After a year, Mr. Mitter informed me that he was short of space; and that the door might be destroyed by termites. So the two objects returned to where they were previously — the corridor outside the door to our apartment. It was unlikely I’d find a way of exhibiting them; or, more problematic still, find a context for that exhibition. The context was a city in which things were being disinterred and dislodged from their moorings, and being washed ashore by an invisible tide.
My wife said we must bring them in, hang up the window, fit the door — but where? The flat was already colonised by furnishings; each object had its immovable caste and assignation. Firstly, a door was discovered, behind a cupboard stacked with vinyl records, which had been doing nothing in years; it was a connecting door between the drawing room and the guest room that was never opened — and couldn’t be because of the cupboard, and the objects on the other side. This door had to be de-hinged, and the corners of the two doors with their rusting lotus-shaped grilles planed for them to be fixed to that frame. That left the French windows: some impulse in me militated against them serving a window-like role in the flat. After much scouring, I found a space in the tiny passage between the front door and the entrance into the sitting room: the wall on the right was vacant. No matter that it’s always in shadow and obscured by an inner door: we put the windows there.
As a result of their positioning, neither the doors nor the windows are noticed by visitors. Once their attention is drawn to them (by me), people are always too polite to make anything but approving noises. Whatever’s in their mind — obviously, I can’t really know — it gives me an excuse to study these purchases again: self-indulgently, maybe, but also, now, with a sort of recognition.
TWO. Chandan Hotel
Ramayan Shah has a pavement stall selling food on Free School Street in front of a sign that says Sarabhai Chemicals. The building behind him is Karnani Mansions, and the look of the sign suggests superannuation, an office boarded up. Ramayan Shah and two other low-level entrepreneurs — the always-absent owner of Chandan Hotel, which roughly occupies six by six feet on the pavement, and Nagendra, with his heavy iron and board — have appropriated the terrain here.
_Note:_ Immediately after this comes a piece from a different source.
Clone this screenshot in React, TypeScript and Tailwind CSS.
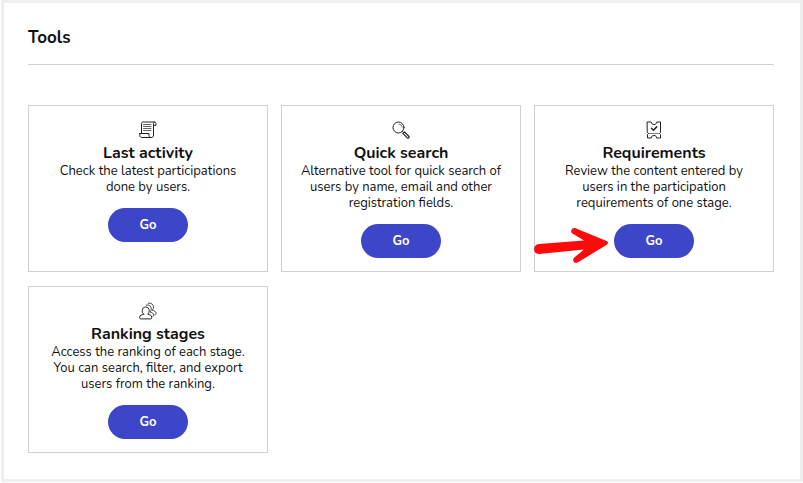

I can remember a time when these businesses didn’t exist in this location, and one could walk from Park Street up Free School Street without any interruption. At a glance, the stalls are squalid, a small universe of cooking pots, potato peels, benches, and a few people absently lolling under the shelter of tarpaulin. They comprise an island with no apparent connection to the Free School Street of the seventies and early eighties, with its rare second-hand vinyl records and its second-hand bookshops, which even now sell everything from horoscopes to Leon Uris to Salman Rushdie to old copies of Time. In 1982, before leaving for England, suddenly disenchanted by Western popular music, I remember bringing with me from Bombay some of the priceless records in my collection (among them Janis Joplin’s In Concert), to either distribute gratis among friends who were still under the spell of that music or permit the more mercantile among them to sell the records to the vendors on Free School Street. One of my friends earned six hundred rupees from the sale (some of these records were rare, bought in a London Our Price shop by my father), a small fortune at the time. I took nothing of the proceeds, a measure of my new high-minded propensities. It was a way of washing my hands, with violent symbolism, of my Western-music past. Yet how alive Free School Street was, still busy with transactions between bourgeois and punter, coursing with some of the sensuousness of the seventies! The second-hand bookshops are still there, as are the vendors of the vinyl records, but it isn’t clear who the customers are. There’s more activity in the recent Bangladeshi restaurants, and in the small shady foreign exchange outlets at which Bangladeshi tourists can quickly change takas into rupees.
Just here, not far from Ramayan Shah’s business, is one of the city’s nerve-centres. Downtown is one name for it, I suppose, but that term with its hint of sleaze doesn’t capture the melee of this intersection, where people are forever waiting to cross at the traffic lights. You have Free School Street on one end, Middleton Row, narrower and shorter, on the opposite side, and, at a right angle to these two, Park Street, this long road finally opening out on to the chaos of Park Circus, and, nearer this end, to the once-imperial artery, Chowringhee. Park Street is neither Oxford Street nor the Champs-Élysées, but here, in the stretch between Chowringhee and the junction of Free School Street and Middleton Row, it has an energy comparable to no other downtown district that I know. Although Calcutta, with its colonial buildings, was so Bengali in its metier, just here it is like nowhere else in the city, for the Chinese and the so-called Anglo-Indians (or Eurasians) used to live on Free School Street, and a few still do, and down Middleton Row are the inaccessible precincts of the Loreto College for Girls, with its calm but admonitory gates. As a child from Bombay, walking up Park Street and approaching this junction, I knew — without quite knowing why — that I’d never, elsewhere, had such contradictory impulses converge around me.